Senza calcoli

La prima cosa da osservare sulla “parabola dei talenti” (cfr. Mt 25,14-30) è il significato dell’espressione “talento”, che nel linguaggio comune equivale a “dote”, “capacità”, "dono"... Nel contesto del brano invece è una unità di misura, equivalente a circa 34,2 kg. Un talento poteva essere di argento oppure oro, quindi è segno di grande abbondanza riceverne anche uno solo...!
Nel gioco di immagini della parabola, l’uomo che parte per un viaggio rappresenta Gesù stesso, che con la sua morte-risurrezione-ascensione lascia i suoi discepoli affidando loro i misteri del Regno. L’abbondanza dei talenti si riferisce alla ricchezza del Vangelo e del Regno inaugurato da Gesù. Essi rappresentano l'"investimento" di Dio per ogni cuore, in un certo senso tutto quello che serve per "fare" un "cristiano".

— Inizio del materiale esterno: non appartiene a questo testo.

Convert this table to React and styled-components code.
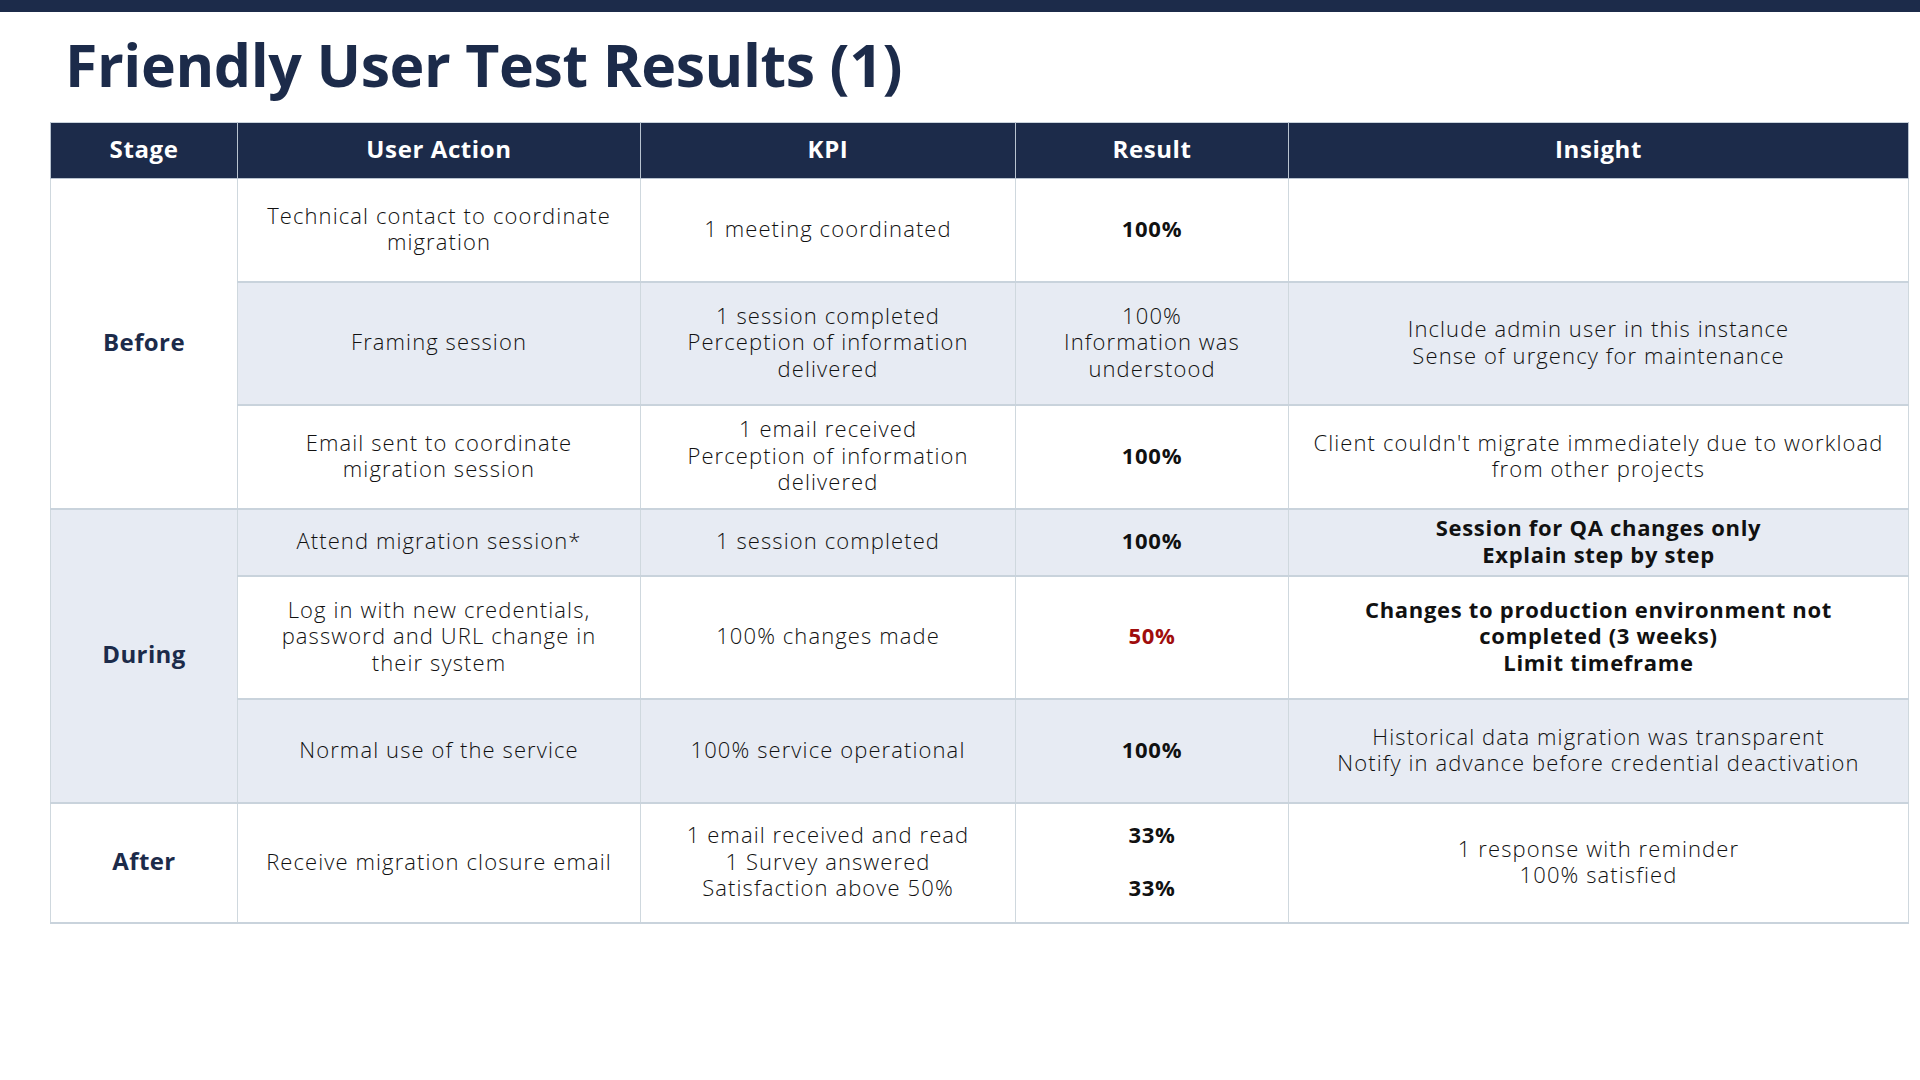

In questo senso, il "servo malvagio e pigro" è colui che ha messo da parte il dono della fede per paura, a motivo di un'immagine distorta di Dio....la potenza di vita del Vangelo rimane sotto traccia se manca la fiducia. Sì, perché in gioco non ci sono metalli, per quanto preziosi, ma la vita! Il servo si chiude in se stesso, per paura che troppo gli venga richiesto e così manifesta la sua sfiducia.
In fondo è come dire: “So che ho un tesoro, ma non mi fido di chi me l'ha donato...". Questa sfiducia impedisce di gustare il calore della sua Presenza. 
L’insidia maggiore per il sogno di vita che Dio ha per l'uomo è solo la paura di quest'ultimo. Perché per il Padre (almeno per lui!), il fondo del Tesoro non ha vincolo di bilancio.